During trials at Pokhran in October 2025, the system destroyed fixed-wing drones at 2.1 km, loitering munitions at 1.8 km and even burned through the carbon-fibre fuselage of a Group-3 drone in 4.8 seconds.
Integration with IAF, Army and Navy Eco-System
- Indian Army: 42 systems planned for deployment along LoC and LAC by 2028 under Project Sanjay Phase-II.
- Indian Air Force: 18 systems for protection of forward air bases (Adampur, Ambala, Halwara, Bhuj, Jaisalmer).
- Indian Navy: Ship-mounted variant under testing on INS Vikrant for countering anti-ship drone swarms.
- CRPF & State Police: Compact 5 kW variant for VIP protection and counter-terror operations.

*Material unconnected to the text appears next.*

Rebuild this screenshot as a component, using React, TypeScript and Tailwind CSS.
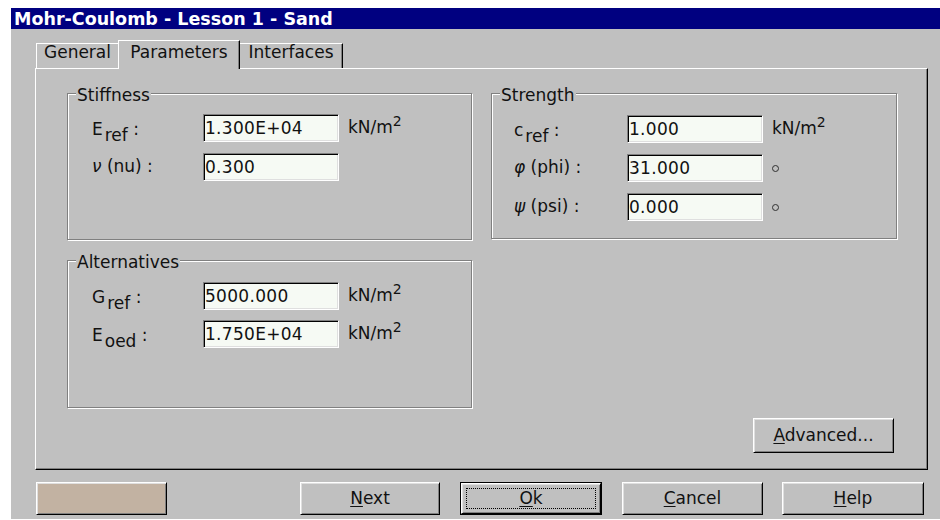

Export Potential and Atmanirbhar Success Story
With 78% indigenous content (up from 52% in D4), IDDIS Mk-2 has already attracted interest from Vietnam, UAE, Armenia, and several African nations battling Boko Haram and Al-Shabaab drone attacks. The system is being offered under a Government-to-Government package that includes training and 10-year logistic support.
BEL has set up a dedicated production line in Bengaluru with a capacity of 25 systems per year, expandable to 50. Private players like Tonbo Imaging, IdeaForge, and Alpha Design are supplying sub-systems, creating a robust supply-chain depth.
Future Roadmap: 30 kW and 50 kW Systems
DRDO has already begun work on a 30 kW variant (IDDIS Mk-3) capable of engaging low-flying cruise missiles and artillery rockets at 4–5 km. A 50–100 kW rail-mounted system for ballistic missile defence terminal phase interception is on the drawing board under Project Durga-II.
Conclusion
The impending clearance of IDDIS Mark 2 is not just another procurement milestone – it is India’s formal entry into the exclusive club of nations wielding operational high-energy laser weapons. In an era where drones have democratised air power, India’s laser shield ensures that the cost-benefit asymmetry swings decisively back in favour of the defender. As one DRDO scientist remarked after the Pokhran trials, “The age of shooting down a $500 drone with a $5 lakh missile is over. Welcome to the age of light.”